De resto, na sessão de instalação dos deputados naquela que é a 13.ª legislatura, o fosso entre a esquerda e a direita não podia ter sido mais evidente. A eleição de Ferro Rodrigues serviu apenas de rastilho para que a discussão - e os apartes - aquecessem. Não faltaram farpas para Belém.
Para António Costa, não existe arco da governação, mas "arco da representação democrática que "dá a todos e a cada um dos deputados, a todos e a cada um dos grupos parlamentares a mesma dignidade, estatuto e representação da vontade dos portugueses".
De caminho, o remoque mais incisivo a Cavaco: "Demonstrámos que prezamos muito a nossa liberdade, mas que a nossa liberdade é determinada pela vontade de nós próprios e não é manipulável por qualquer força que pretenda bloquear a mudança que os portugueses votaram e que nós representamos nesta Assembleia da República."
À sua esquerda, bloquistas, comunistas e ecologistas anuíam. Pedro Filipe Soares, líder parlamentar do BE, observou que "todos os votos valem o mesmo, não há votos de primeira e votos de segunda", numa crítica ao discurso de quinta-feira do Chefe do Estado - ao contrário do que disse ser o entendimento de Cavaco.
João Oliveira, presidente do grupo parlamentar do PCP, foi parco em palavras, frisando somente que a primeira votação da legislatura teve "um significado simbólico mas também político", reforçando com a ideia de que existe "uma nova relação de forças".
Horas antes, Jerónimo de Sousa comentara a comunicação de Cavaco: "O Presidente da República torna-se responsável pela atitude de confronto com a Constituição, pela instabilidade que gera e pelas consequências políticas e institucionais dela decorrentes."
A direita (visivelmente incomodada com a eleição de Ferro e a derrota de Fernando Negrão) tinha outro entendimento.
Logo pela manhã, Luís Montenegro (PSD) e Nuno Magalhães (CDS) tinham desafiado a esquerda a revelar o jogo, isto é, a pôr em "cima da mesa" o seu programa de governo e, pela tarde, no plenário, o líder parlamentar do PSD lembrou que os portugueses "escolheram Pedro Passos Coelho". "Quando há eleições, quem tem mais votos vence e quem tem menos votos perde. Vence e governa", apontou.
BE retoma agenda fraturante
Minutos depois, Nuno Magalhães assinou por baixo. Com a eleição de Ferro como âncora, alfinetou o PS: "Talvez isso faça perceber a todos a diferença entre cumprir a tradição e quebrar as regras. (...) Sabemos ler as motivações de quem está disponível para quebrar regras e tradições."
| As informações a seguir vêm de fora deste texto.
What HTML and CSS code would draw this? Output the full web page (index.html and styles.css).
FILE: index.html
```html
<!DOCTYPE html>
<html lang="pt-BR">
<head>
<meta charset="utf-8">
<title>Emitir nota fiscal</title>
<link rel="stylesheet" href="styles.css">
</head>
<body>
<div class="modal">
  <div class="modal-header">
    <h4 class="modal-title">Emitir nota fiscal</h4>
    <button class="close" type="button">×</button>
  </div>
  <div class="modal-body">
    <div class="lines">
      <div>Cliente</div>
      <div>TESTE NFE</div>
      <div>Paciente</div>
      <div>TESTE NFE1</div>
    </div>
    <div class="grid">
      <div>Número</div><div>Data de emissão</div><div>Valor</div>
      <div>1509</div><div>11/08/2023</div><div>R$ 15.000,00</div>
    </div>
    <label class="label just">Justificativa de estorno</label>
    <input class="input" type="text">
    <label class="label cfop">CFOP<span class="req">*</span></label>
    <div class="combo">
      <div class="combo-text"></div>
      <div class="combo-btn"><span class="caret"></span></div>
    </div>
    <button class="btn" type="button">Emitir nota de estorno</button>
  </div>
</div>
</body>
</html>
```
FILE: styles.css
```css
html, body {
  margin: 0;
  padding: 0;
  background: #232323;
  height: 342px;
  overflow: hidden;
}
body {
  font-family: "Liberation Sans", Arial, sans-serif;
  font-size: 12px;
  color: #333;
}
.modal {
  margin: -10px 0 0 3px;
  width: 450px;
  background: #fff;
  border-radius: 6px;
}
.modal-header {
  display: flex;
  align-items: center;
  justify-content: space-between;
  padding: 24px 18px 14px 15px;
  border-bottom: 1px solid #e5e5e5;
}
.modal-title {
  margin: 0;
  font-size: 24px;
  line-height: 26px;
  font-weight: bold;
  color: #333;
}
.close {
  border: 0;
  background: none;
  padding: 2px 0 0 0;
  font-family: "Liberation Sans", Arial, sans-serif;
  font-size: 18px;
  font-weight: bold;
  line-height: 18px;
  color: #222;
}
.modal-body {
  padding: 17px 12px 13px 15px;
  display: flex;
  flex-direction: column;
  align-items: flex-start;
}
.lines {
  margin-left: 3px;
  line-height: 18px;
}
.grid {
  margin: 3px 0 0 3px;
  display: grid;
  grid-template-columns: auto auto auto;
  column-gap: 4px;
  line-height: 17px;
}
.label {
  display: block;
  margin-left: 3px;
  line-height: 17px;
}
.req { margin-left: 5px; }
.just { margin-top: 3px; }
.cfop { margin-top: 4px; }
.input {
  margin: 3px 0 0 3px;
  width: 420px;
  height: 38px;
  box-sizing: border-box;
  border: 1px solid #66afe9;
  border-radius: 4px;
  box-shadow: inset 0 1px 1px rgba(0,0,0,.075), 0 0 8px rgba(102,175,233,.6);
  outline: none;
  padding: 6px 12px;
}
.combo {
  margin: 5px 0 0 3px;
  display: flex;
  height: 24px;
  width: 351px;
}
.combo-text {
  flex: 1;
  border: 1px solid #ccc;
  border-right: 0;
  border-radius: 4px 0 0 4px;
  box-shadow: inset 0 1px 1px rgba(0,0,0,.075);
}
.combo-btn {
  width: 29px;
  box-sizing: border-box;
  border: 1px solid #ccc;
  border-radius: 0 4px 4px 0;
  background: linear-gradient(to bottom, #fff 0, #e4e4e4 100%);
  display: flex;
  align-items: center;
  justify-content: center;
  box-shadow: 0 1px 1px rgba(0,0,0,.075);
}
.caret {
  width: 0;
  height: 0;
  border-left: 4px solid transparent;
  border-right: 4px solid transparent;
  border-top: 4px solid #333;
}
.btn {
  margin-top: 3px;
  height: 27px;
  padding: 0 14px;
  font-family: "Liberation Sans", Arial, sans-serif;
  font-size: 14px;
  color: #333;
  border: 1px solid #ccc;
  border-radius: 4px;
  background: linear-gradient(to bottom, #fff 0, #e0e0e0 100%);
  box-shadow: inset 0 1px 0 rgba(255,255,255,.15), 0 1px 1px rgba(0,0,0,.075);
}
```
Entretanto, o BE avançou já com os dois primeiros projetos-lei desta legislatura, conforme prometeu na campanha eleitoral. Um dos diplomas visa revogar as taxas moderadoras no SNS para quem aborta voluntariamente. O outro articulado pretende legalizar a adoção de crianças e o apadrinhamento civil por parte de casais (casados ou em união de facto) do mesmo sexo.